NPR has a Sunday morning show called “How I Built This” that I listen to on my way to work every week. It is an interview with an entrepreneur who has taken a dream and turned it into a multi-million dollar business. For example, last week they interviewed the developer of Stacy’s Pita Chips. Her story was similar to others; she started out running a small pita sandwich business out of a Boston hot dog cart. She decided to cut the leftover pitas, add seasonings, and bake them as chips. She and her partner worked hard on this one, focused idea, living on practically nothing. Eventually they were able to place a small amount of their product in a local “Whole Foods” type store, and it took off. Thus a huge company was born, and ten years after its inception, Stacey’s Pita Chips sold to PepsiCo for over 250 million dollars. Don’t you wish you had thought of it first?? If you are someone who tithes, I do too!
The New Testament offers some suggestions for how to build things:
Matthew 7 New International Version (NIV)
The Wise and Foolish Builders
24 “Therefore everyone who hears these words of mine and puts them into practice is like a wise man who built his house on the rock. 25 The rain came down, the streams rose, and the winds blew and beat against that house; yet it did not fall, because it had its foundation on the rock. 26 But everyone who hears these words of mine and does not put them into practice is like a foolish man who built his house on sand. 27 The rain came down, the streams rose, and the winds blew and beat against that house, and it fell with a great crash.”
Building yourself, your family and your life on the words of Jesus Christ is the way to ensure that you have a good foundation. While the passage refers to all the words of Christ, it is interesting to look at the chapter in its entirety to see which particular words lead up to this statement. Matthew 7 specifically addresses this:
Do not judge, or you will be judged.
Do not overlook the log in your own eye while focusing on the speck in your brother’s eye.
Do not misuse the sacred trust you have been given.
When you ask, seek and knock, God will respond to you in the way you respond to your hungry child.
The way that leads to life is narrow and small. Destruction’s gate is wide open. Choose the narrow one.
There are true and false prophets and disciples all around us. Beware of the false ones, and be a true one.
That’s a lot of foundation to build on, and it’s only one chapter of one book! If we were to just live a Matthew 7 life, what would it look like?
Building our lives on God’s words helps us to shore up our framework so that we can withstand the storms that come into every life. But building ourselves on the Word that IS Jesus Christ is the surest way to stand firm when sands begin to shift under our feet. John 1 reminds us that “In the beginning was the Word, and the Word was with God, and the Word WAS God.” Centering ourselves in the personhood of Jesus Christ is our best bet against the hurricane. In that way, our deeply-focused lives become lives of fortitude, endurance, and hope.

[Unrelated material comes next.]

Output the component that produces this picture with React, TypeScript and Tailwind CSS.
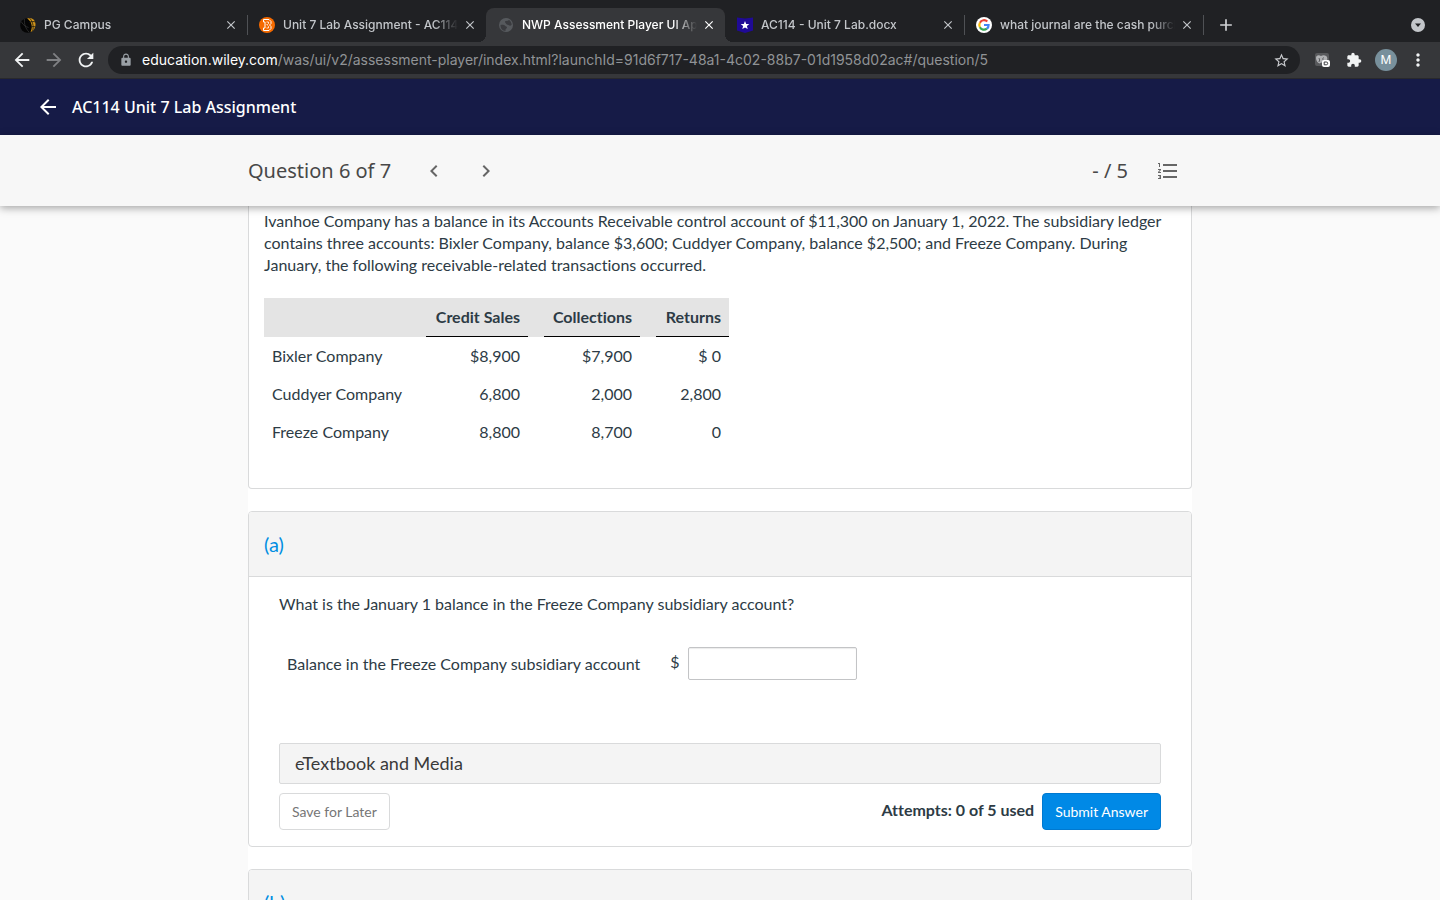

The only way I know to do this is by full immersion. It is the best way to learn a new language, and the best way to learn a new life. Full immersion means weekly worship, daily Bible reading (congratulations! You have just hammered a truss into place by reading this!), hourly prayer, faithful service, consistent meditation where you open yourself to the Holy Spirit, regular fasting, critical self-examination, repentance, and some self denial thrown in for good measure. You may recognize that list as spiritual disciplines, usually practiced at Lent. Guess what? Lent isn’t a season, it’s a construction tool.
What do you need to do today to strengthen your abode? God calls us to abide in him, and he will abide with us. Start now. It’s always hurricane season in the spiritual realm.